Please find all lines in the data that hold the string "styles" and copy them.

• **COLLECTED MATERIAL**
□ □ □ □ □ □ □

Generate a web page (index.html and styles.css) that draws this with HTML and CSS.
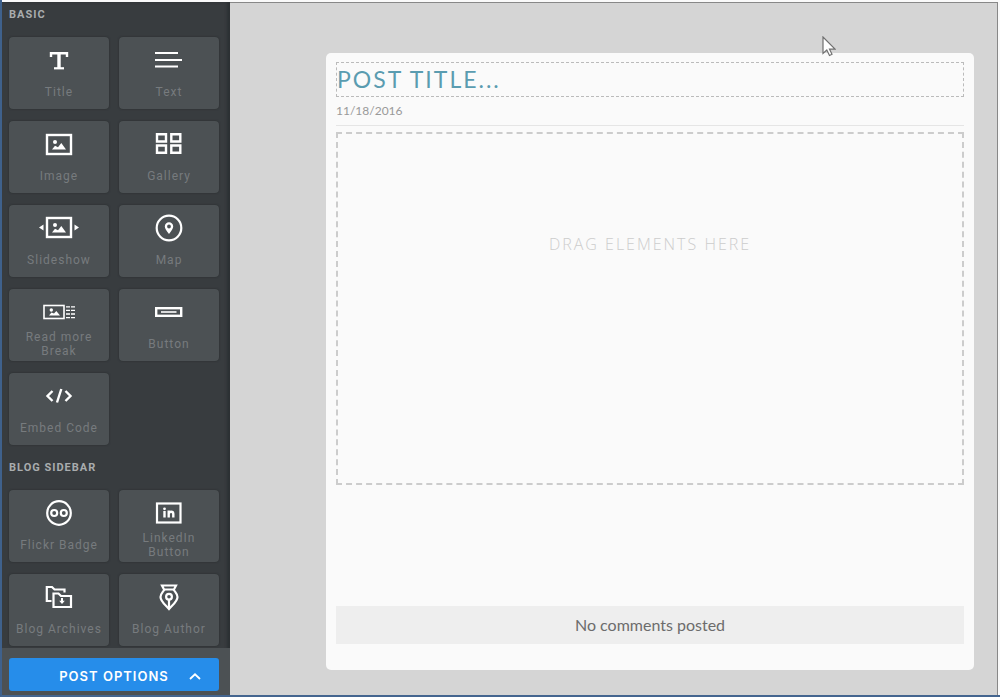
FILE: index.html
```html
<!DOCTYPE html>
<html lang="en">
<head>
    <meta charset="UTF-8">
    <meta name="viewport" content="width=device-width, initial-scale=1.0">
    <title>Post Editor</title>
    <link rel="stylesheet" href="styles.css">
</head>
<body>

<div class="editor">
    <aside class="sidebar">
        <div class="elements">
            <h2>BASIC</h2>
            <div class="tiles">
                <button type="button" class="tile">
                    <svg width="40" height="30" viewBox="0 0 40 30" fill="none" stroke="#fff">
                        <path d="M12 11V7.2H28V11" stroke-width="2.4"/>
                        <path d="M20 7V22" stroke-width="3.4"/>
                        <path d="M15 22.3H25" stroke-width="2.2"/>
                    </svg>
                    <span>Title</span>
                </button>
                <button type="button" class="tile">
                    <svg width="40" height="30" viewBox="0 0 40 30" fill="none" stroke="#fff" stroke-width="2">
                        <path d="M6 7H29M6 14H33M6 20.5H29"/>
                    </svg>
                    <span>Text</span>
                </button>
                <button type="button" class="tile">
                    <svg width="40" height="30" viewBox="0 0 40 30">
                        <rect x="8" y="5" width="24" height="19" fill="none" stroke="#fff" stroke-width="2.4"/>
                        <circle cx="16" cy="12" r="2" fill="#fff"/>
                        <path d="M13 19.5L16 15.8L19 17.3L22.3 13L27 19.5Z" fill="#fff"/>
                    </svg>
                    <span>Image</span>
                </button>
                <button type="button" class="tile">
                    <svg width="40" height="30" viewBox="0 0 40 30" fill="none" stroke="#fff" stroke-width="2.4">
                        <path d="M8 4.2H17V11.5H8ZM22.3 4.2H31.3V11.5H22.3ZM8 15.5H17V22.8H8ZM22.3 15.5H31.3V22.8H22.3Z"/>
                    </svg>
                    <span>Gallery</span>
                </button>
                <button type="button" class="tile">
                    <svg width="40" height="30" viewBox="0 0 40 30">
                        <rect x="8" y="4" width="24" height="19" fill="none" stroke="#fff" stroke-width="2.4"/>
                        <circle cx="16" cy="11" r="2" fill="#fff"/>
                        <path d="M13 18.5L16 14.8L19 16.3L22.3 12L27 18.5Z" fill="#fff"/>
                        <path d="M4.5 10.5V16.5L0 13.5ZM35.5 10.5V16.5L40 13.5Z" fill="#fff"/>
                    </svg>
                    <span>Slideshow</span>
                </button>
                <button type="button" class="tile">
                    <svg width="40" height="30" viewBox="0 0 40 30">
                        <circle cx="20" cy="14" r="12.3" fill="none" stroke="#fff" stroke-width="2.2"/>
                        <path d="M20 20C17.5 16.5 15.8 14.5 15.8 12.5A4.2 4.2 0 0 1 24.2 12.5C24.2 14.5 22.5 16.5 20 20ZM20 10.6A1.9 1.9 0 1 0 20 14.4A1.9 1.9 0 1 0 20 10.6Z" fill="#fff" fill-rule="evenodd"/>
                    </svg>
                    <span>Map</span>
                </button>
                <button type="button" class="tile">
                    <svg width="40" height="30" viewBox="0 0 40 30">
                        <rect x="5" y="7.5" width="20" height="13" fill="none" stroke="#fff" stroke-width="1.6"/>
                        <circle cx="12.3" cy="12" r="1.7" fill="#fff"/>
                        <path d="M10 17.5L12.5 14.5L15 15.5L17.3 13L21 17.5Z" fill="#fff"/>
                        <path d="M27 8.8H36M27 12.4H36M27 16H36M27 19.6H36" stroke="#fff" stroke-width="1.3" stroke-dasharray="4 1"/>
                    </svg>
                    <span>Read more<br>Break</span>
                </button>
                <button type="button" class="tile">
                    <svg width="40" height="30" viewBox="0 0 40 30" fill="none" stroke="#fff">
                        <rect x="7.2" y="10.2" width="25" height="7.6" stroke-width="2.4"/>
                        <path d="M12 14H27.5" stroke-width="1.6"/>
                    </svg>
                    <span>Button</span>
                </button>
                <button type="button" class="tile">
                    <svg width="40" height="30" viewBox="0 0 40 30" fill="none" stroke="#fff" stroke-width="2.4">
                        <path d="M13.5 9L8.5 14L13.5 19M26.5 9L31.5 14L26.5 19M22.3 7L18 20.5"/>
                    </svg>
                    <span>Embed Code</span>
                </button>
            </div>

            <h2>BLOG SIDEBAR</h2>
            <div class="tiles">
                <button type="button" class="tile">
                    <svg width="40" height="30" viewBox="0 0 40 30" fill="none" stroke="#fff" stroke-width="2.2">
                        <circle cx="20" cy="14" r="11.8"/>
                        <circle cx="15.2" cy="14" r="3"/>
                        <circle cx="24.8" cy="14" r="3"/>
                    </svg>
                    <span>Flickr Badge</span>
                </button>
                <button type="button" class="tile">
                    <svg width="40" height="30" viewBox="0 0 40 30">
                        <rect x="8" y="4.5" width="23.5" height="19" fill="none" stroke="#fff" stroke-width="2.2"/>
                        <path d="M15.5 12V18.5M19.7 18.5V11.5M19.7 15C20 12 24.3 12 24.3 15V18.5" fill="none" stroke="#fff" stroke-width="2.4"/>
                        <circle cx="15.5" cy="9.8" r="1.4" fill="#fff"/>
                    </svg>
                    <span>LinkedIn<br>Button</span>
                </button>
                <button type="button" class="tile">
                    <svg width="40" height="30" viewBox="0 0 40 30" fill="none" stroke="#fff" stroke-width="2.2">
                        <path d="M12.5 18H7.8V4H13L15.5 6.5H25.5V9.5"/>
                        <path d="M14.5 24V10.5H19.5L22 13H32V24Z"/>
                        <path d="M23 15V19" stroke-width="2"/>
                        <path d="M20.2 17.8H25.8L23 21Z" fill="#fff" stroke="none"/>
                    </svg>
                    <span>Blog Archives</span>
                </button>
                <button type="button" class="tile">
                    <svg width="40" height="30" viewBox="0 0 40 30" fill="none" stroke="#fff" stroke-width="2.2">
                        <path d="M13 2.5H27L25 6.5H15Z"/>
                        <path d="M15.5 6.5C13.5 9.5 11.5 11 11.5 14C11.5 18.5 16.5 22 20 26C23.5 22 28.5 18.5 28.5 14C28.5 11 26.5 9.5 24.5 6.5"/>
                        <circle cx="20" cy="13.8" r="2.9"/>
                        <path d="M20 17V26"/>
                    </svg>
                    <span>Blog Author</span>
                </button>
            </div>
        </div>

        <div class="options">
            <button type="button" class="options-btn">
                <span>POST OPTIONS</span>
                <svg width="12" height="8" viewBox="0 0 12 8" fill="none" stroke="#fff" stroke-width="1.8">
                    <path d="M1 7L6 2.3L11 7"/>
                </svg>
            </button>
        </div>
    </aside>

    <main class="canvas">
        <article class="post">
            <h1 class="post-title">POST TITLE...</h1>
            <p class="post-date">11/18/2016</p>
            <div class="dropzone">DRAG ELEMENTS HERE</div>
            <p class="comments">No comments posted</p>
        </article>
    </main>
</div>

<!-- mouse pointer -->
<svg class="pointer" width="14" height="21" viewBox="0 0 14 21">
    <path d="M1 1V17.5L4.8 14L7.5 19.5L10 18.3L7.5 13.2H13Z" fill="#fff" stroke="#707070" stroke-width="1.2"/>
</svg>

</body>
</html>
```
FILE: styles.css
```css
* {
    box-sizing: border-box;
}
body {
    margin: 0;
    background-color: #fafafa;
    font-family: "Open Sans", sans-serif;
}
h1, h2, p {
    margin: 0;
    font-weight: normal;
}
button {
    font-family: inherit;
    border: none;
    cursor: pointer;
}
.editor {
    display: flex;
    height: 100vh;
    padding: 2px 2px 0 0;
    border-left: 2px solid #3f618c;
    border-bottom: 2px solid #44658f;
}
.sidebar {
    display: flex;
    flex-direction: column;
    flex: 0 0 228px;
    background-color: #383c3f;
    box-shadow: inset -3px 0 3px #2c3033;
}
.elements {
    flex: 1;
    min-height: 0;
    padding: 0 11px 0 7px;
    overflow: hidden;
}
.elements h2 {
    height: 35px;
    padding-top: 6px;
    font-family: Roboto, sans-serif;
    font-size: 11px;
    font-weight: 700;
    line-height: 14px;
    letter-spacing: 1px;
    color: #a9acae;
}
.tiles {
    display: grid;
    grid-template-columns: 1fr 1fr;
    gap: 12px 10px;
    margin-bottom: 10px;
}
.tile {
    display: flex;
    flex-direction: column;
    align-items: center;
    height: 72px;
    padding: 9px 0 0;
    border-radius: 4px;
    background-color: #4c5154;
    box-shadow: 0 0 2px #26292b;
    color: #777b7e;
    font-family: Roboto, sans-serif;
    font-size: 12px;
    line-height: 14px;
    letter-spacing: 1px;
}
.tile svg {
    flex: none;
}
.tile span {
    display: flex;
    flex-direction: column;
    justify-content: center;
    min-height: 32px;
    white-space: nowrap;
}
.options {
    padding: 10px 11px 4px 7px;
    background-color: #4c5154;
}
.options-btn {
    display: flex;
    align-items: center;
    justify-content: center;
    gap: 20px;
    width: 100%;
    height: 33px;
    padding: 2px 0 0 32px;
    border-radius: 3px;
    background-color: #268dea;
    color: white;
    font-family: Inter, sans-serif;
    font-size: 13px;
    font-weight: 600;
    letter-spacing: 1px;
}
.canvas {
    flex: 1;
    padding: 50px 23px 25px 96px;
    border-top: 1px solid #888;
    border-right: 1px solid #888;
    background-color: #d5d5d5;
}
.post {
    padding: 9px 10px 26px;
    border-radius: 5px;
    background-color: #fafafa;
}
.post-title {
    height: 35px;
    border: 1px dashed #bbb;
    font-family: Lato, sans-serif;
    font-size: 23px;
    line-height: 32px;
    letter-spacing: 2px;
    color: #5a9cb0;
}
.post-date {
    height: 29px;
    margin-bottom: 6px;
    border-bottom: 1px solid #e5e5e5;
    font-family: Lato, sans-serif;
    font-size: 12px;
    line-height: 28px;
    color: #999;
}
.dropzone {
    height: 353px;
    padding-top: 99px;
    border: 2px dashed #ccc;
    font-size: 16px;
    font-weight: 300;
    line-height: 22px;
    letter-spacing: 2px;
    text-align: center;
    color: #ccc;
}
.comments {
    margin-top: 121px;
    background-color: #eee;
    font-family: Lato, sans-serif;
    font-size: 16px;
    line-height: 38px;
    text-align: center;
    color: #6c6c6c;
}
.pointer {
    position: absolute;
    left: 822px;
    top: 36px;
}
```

□ □ □ □ □ □ □

• **WRITTEN RESPONSE**
Generate a web page (index.html and styles.css) that draws this with HTML and CSS.
    <link rel="stylesheet" href="styles.css">
FILE: styles.css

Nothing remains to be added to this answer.